Deep learning models require substantial amounts of data to achieve high accuracy and robustness. However, the scarcity of authentic data presents a significant challenge. This project aims to address this issue by generating synthetic images to supplement the limited available data, exploring the impact on the robustness and accuracy of classification deep learning models.
The goal of this project is to enhance the performance of a Convolutional Neural Network (CNN) classifier for emotion recognition by addressing the challenge of limited data availability. The objectives are as follows:
- Synthesize Data: Employ a Generative Adversarial Network (GAN) to generate synthetic images that mimic the dataset.
- Iterative Refinement: GAN-generated images are evaluated by a CNN classifier and only those images that the classifier deems high-quality will be retained and used to further train the GAN. This feedback loop is designed to progressively improve the quality of the synthetic images.
- Model Enhancement: Leverage the refined synthetic data to bolster the training set for the CNN classifier. By incorporating a larger and more diverse set of training examples, the goal is to improve the classifier's ability to accurately recognize the five target emotions.
- Performance Evaluation: Conduct a thorough comparison of the CNN classifier's performance when trained on the original dataset versus the enhanced dataset containing high-confidence GAN-generated images.
This project aims to improve the accuracy and robustness of the CNN emotion classifier utilizing the GAN-generated data to overcome challenges associated with data scarcity.
The dataset used for this project, FER2013, is available on Kaggle at the following link: FER2013 Kaggle Dataset.
A Generative Adversarial Network (GAN) is trained using WGAN-GP (Wasserstein GAN with Gradient Penalty) framework to produce synthetic images that resemble real human emotions. The CNN classifier is initially trained on the authentic dataset to establish a baseline performance. It is then used to assess the quality of GAN-generated images, and only those that meet a defined confidence threshold are added to the training set. This iterative process is repeated to refine the quality of generated images and improve the classifier's performance.

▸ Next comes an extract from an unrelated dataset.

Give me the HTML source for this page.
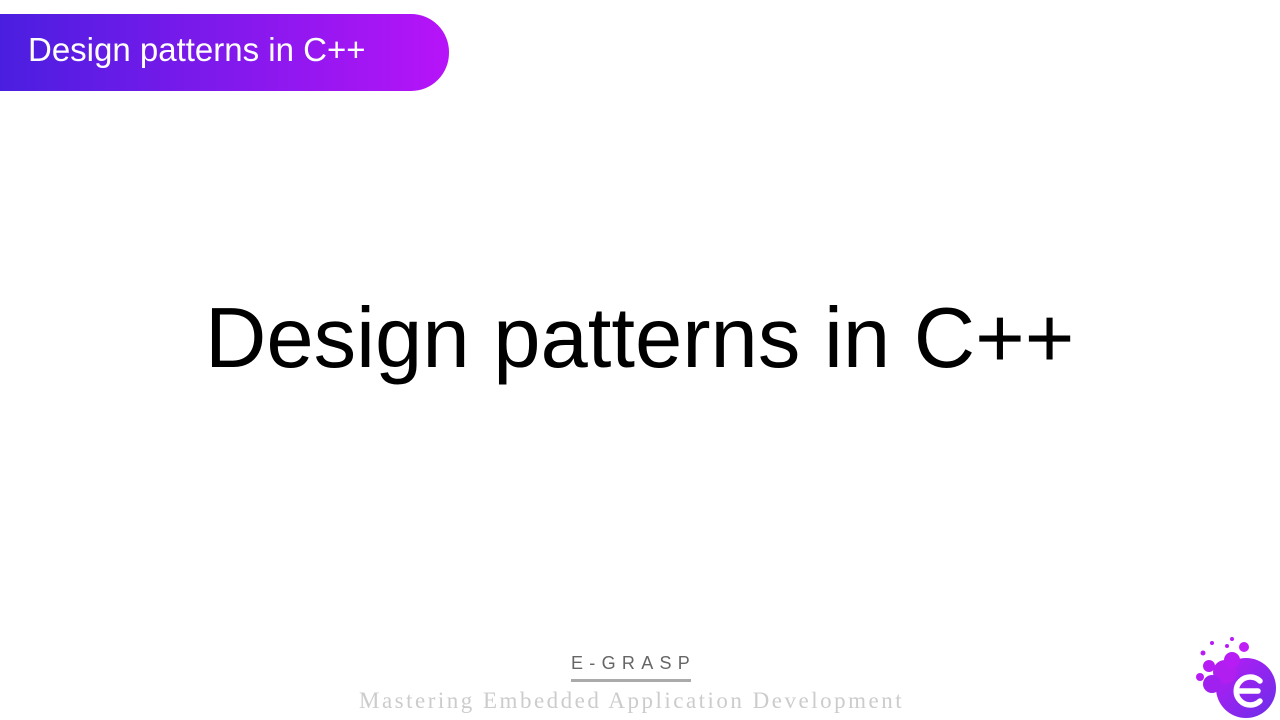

- Initial warming up of the generator is employed to kickstart the GAN's learning process.
- By kickstarting the generator, we aim to produce initial synthetic images that already bear some resemblance to the target dataset, thus improving the efficiency of the subsequent epochs
Perceptual Loss: This loss function evaluates the difference in feature representations between the real and generated images. By minimizing this loss, the generator is trained to create images that not only fool the discriminator but also closely resemble the feature distribution of real images, enhancing the visual quality of the generated images.
Generator Loss: The generator loss motivates the generator to create images that the discriminator will classify as real. It is a measure of the generator's success in deceiving the discriminator, and minimizing this loss improves the generator's ability to produce realistic images.
Discriminator Loss:
- The discriminator loss incorporates a gradient penalty to regulate the discriminator's gradients, ensuring they neither grow too large nor too small. This regularization promotes stable training and improves the quality of images generated by maintaining a balanced adversarial relationship with the generator.
- GAN training yields quality-generated images, though not all are perfect. By inspection, we can identify promising images that can be used.
- In Stage 2 we will employ a classifier to select the best ones to reinforce the GAN and enhance the classifier's accuracy.
- The GAN-generated images are evaluated by the CNN classifier to ensure they are of high enough quality to be used for training. The classifier's confidence levels are used to filter out less convincing images.
- This process is iterated, with each cycle improving the classifier's performance and the GAN's synthetic image quality.
- The iterative refinement process leads to a measurable improvement in the CNN classifier's performance.
- The project demonstrates that GAN-generated images can effectively supplement a limited dataset, leading to better generalization and robustness of the classifier.
- Investigating more sophisticated GAN architectures and training strategies to further enhance image quality.
- Expanding the approach to other domains where data scarcity is a problem.
- Exploring the use of synthetic data in other machine learning tasks beyond classification.
This ongoing research effort was initiated during the summer of 2023 and recently revisited. The progression and outcomes of this project pave the way for future research in multiple areas:
- Further optimization of GAN architectures to improve the quality and diversity of synthetic data.
- Application of synthetic data generation to a wider range of deep learning tasks and challenges.
- Exploration of the impact of synthetic data on model robustness in various real-world scenarios.
The learnings and methodologies from this project could significantly contribute to fields where data is scarce or privacy concerns limit the availability of real datasets. By continuing to refine and adapt these techniques, we can push the boundaries of what's possible with synthetic data in machine learning.